Caring and Being Cared for: Displacing Marriage, Kinship, Gender and Sexuality
Author(s)
Borneman, John
Abstract
Anthropology’s quest for practices and institutions that might enable the universal translatability of culture has involved the repression of care and the privileging of forms of communal reproduction. Successive generations of anthropologists have identified human affiliation through the lens of either power, gender, kinship, marriage, or sex and they have asserted the logical or temporal priority of these terms without rigorously justifying the violent hierarchies that result from such prioritizing. Moreover, they have almost totally ignored what is foreclosed, abjected, or excluded. Instead of searching for human origins and foundations of communal reproduction, the author argues that anthropology should focus on processes of voluntary affiliation: processes of caring and being cared for.
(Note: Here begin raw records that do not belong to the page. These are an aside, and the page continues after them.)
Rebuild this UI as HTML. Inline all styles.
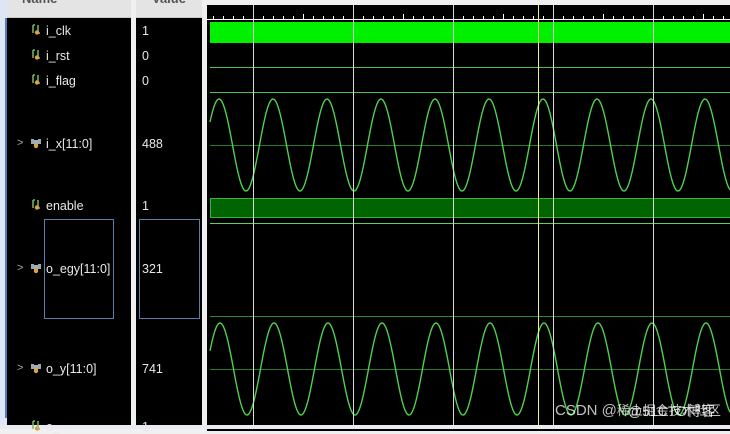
<!DOCTYPE html>
<html><head><meta charset="utf-8"><style>
body{margin:0;width:730px;height:429px;overflow:hidden;background:#f0f0f0;font-family:"Liberation Sans",sans-serif;position:relative}
.strip{position:absolute;left:0;top:0;width:7px;height:429px;background:#dde6f2}
.strip:after{content:"";position:absolute;left:5px;top:18px;width:2px;height:400px;background:#4f7cc0}
.col{position:absolute;top:0;height:426px;background:#000}
.hdr{position:absolute;top:0;height:17px;background:#e4e4e4;border-bottom:1px solid #c8c8c8;overflow:hidden}
.hdr span{position:absolute;top:-9px;font-size:13px;font-weight:bold;color:#555}
.t{position:absolute;color:#e8e8e8;font-size:12.5px;line-height:14px}
.ic{position:absolute;width:10px;height:11px}
.arr{position:absolute;color:#aaa;font-size:11px}
.box{position:absolute;border:1px solid #5a7fa6}
</style></head><body>
<div class="strip"></div>
<div class="col" style="left:7px;width:124px"></div>
<div class="hdr" style="left:7px;width:124px"><span style="left:15px">Name</span></div>
<div class="col" style="left:136px;width:66px"></div>
<div class="hdr" style="left:136px;width:66px"><span style="left:16px">Value</span></div>
<div class="col" style="left:207px;width:523px;top:5px"></div>
<div style="position:absolute;left:0;top:425px;width:730px;height:4px;background:#e8ecf2"></div>

<div id="names"></div>
<div class="box" style="left:44px;top:219px;width:68px;height:98px"></div>
<div class="box" style="left:139px;top:219px;width:59px;height:98px"></div>

<svg style="position:absolute;left:0;top:0" width="730" height="429" id="wv">
</svg>
<div style="position:absolute;left:555px;top:400px;font-size:15px;color:rgba(255,255,255,0.75)">CSDN @<span style="font-family:'Noto Sans CJK SC',sans-serif;font-size:13px">稀土掘金技术社区</span></div>
<div style="position:absolute;left:628px;top:401px;font-size:14px;color:rgba(255,255,255,0.8);font-family:'Liberation Sans','Noto Sans CJK SC',sans-serif">@51CTO博客</div>
<script>
var rows=[["i_clk","1",31,0],["i_rst","0",56,0],["i_flag","0",81,0],["i_x[11:0]","488",144,1],["enable","1",206,0],["o_egy[11:0]","321",269,1],["o_y[11:0]","741",369,1],["o_...","1",427,0]];
var h="";
rows.forEach(function(r){
 var y=r[2]-7;
 if(r[3]){h+='<div class="arr" style="left:17px;top:'+y+'px">&gt;</div><svg class="ic" style="left:31px;top:'+(y+1)+'px" viewBox="0 0 10 11"><rect x="0" y="1" width="3" height="5" fill="#9aa"/><rect x="7" y="1" width="3" height="5" fill="#9aa"/><rect x="3" y="2" width="4" height="6" fill="#aab"/><circle cx="5" cy="8" r="2.2" fill="#e0a040"/></svg>';}
 else{h+='<svg class="ic" style="left:32px;top:'+y+'px" viewBox="0 0 10 11"><path d="M1 1v8M1 1h2M6 1v8h2" stroke="#7cba5a" stroke-width="1.5" fill="none"/><circle cx="5" cy="8.5" r="2.2" fill="#e0a040"/></svg>';}
 h+='<div class="t" style="left:46px;top:'+y+'px">'+r[0]+'</div><div class="t" style="left:142px;top:'+y+'px">'+r[1]+'</div>';
});
document.getElementById('names').innerHTML=h;
var s="";
s+='<line x1="207" y1="19.5" x2="730" y2="19.5" stroke="#fff"/>';
for(var x=213;x<730;x+=10){s+='<line x1="'+x+'.5" y1="'+(((x-203)%50==0)?14:16)+'" x2="'+x+'.5" y2="19" stroke="#fff"/>';}
s+='<rect x="210" y="22" width="520" height="21" fill="#00f000"/>';
s+='<line x1="210" y1="67.5" x2="730" y2="67.5" stroke="#4fc04f"/><line x1="210" y1="92.5" x2="730" y2="92.5" stroke="#4fc04f"/>';
s+='<line x1="210" y1="145.5" x2="730" y2="145.5" stroke="#2a7a2a"/><line x1="210" y1="369.5" x2="730" y2="369.5" stroke="#2a7a2a"/>';
s+='<rect x="210.5" y="198.5" width="520" height="19" fill="#006400" stroke="#3cb03c"/>';
s+='<line x1="210" y1="223.5" x2="730" y2="223.5" stroke="#5fd05f"/><line x1="210" y1="316.5" x2="730" y2="316.5" stroke="#2f8a2f"/>';
function sine(c,p0){var pts=[];for(var x=210;x<=730;x+=1){pts.push(x+","+(c-46*Math.cos(2*Math.PI*(x-p0)/54)).toFixed(1));}return '<polyline points="'+pts.join(" ")+'" fill="none" stroke="#4fd04f" stroke-width="1.4"/>';}
s+=sine(145,219)+sine(369,220);
[253,353,453,553,653].forEach(function(x){s+='<line x1="'+x+'.5" y1="5" x2="'+x+'.5" y2="425" stroke="#d8d8d8"/>';});
s+='<line x1="538.5" y1="5" x2="538.5" y2="425" stroke="#f0f080"/>';
document.getElementById('wv').innerHTML=s;
</script>
</body></html>
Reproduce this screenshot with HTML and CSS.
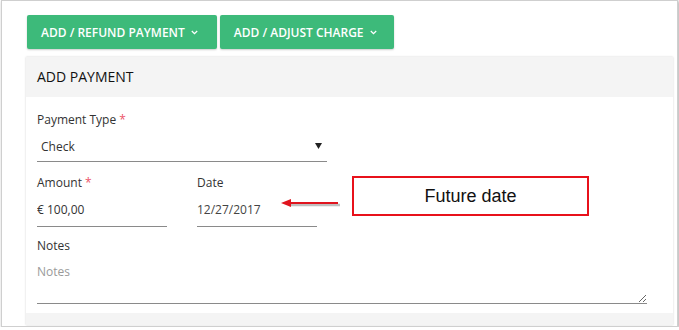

He focuses on two German legal cases — of adult adoption and inter-national marriage — where the principles of descent and affinity are evoked. In both cases, anthropological articulation appears initially as foreclosed and yet legal recognition comes about. It is suggested that the object of anthropological research is already shifting away from the institution of marriage or categories of kinship, sexual identities, gender inequality, or of power differentials generally, to a concern for the actual situations in which people experience caring and being cared for and to the political economies of the distribution of care.